05.12.2025
On December 5, a delegation led by US Brigadier General Chris McKinney visited the Armenian Genocide Memorial.
The guests were welcomed by Edita Gzoyan, Director of the Armenian Genocide Museum-Institute (AGMI), who guided them to the Armenian Genocide Memorial, presenting the history of its creation. The AGMI Director also referred to the three khachkars (cross-stones) placed in the Tsitsernakaberd area in memory of the Armenians who fell victim to the massacres organized by the Azerbaijani government in the cities of Sumgait, Kirovabad (Ganzak), and Baku at the end of the last century, as well as the stories of the five freedom fighters buried in the section in front of the Memory Wall during the Artsakh struggle for survival, emphasizing the connection between those events and the Armenian Genocide.
General Chris McKinney laid a wreath at the memorial immortalizing the victims of the Armenian Genocide, after which the guests laid flowers at the Eternal Fire and observed a minute of silence to honor the memory of the innocent victims of the Armenian Genocide.
Edita Gzoyan guided them to the Memory Wall, behind which, in special niches, small jars are interred containing soil taken from the graves of a number of foreign public figures, politicians, intellectuals, and missionaries who raised their voices of protest against the massacres and genocide of Armenians perpetrated by the Turkish government in the late 19th and early 20th centuries.
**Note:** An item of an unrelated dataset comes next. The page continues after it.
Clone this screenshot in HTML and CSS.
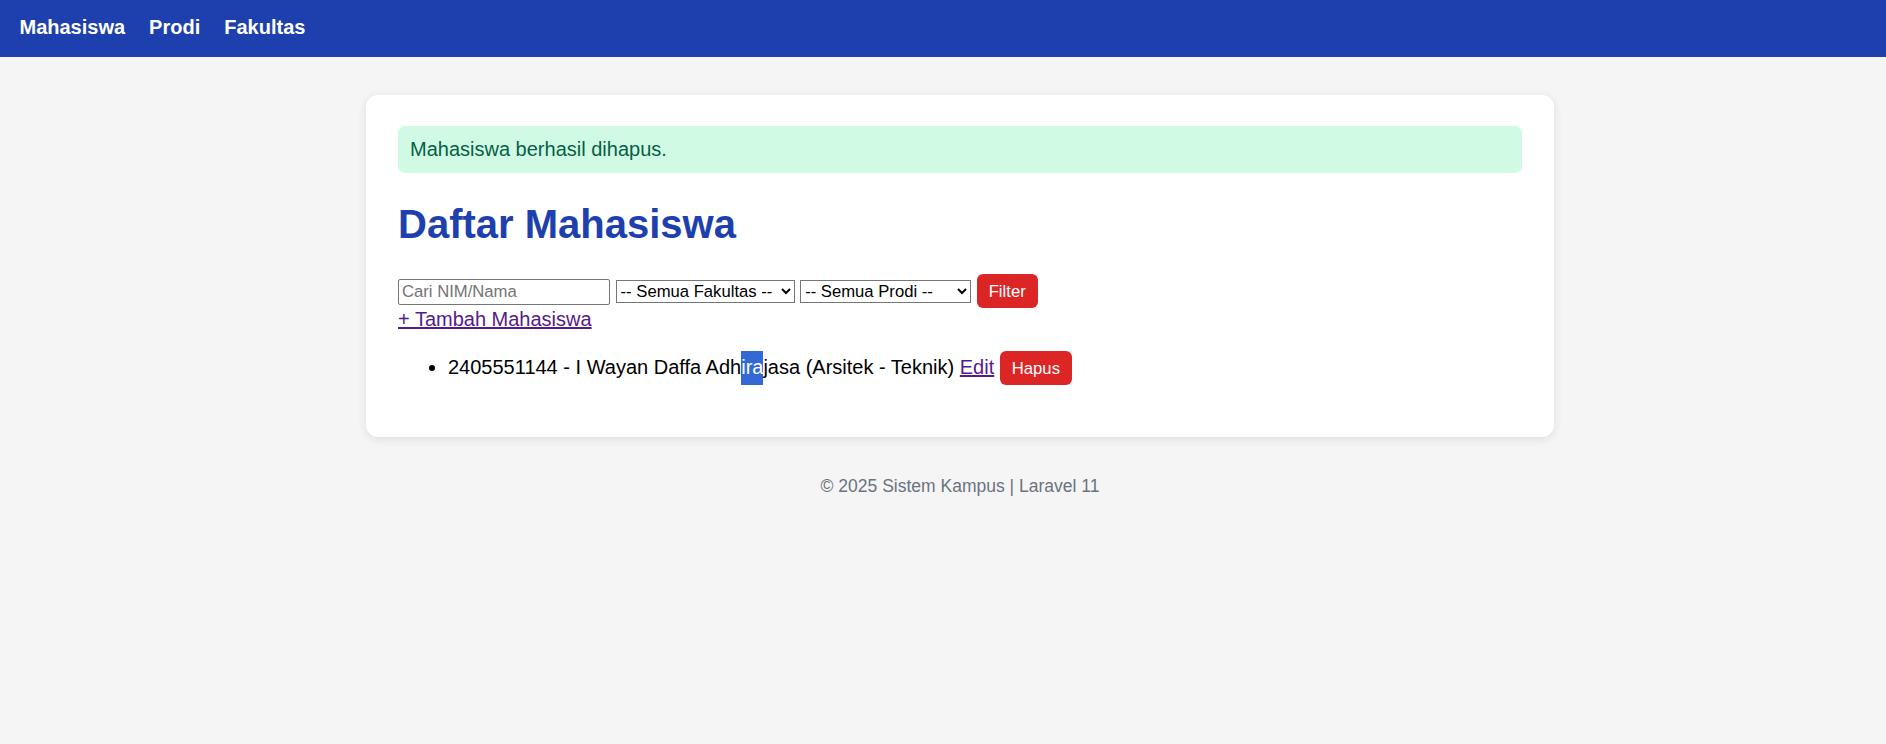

Speaking about the pro-Armenian activities of Henry Morgenthau and Clara Barton, she emphasized that thanks to their work, American society was well aware of the massacres of Armenians taking place in the Ottoman Empire, and that the recognition of the Armenian Genocide by the US was also a tribute to their memory.
Expressing gratitude for the visit, AGMI Director Edita Gzoyan presented books about the Armenian Genocide to General Chris McKinney.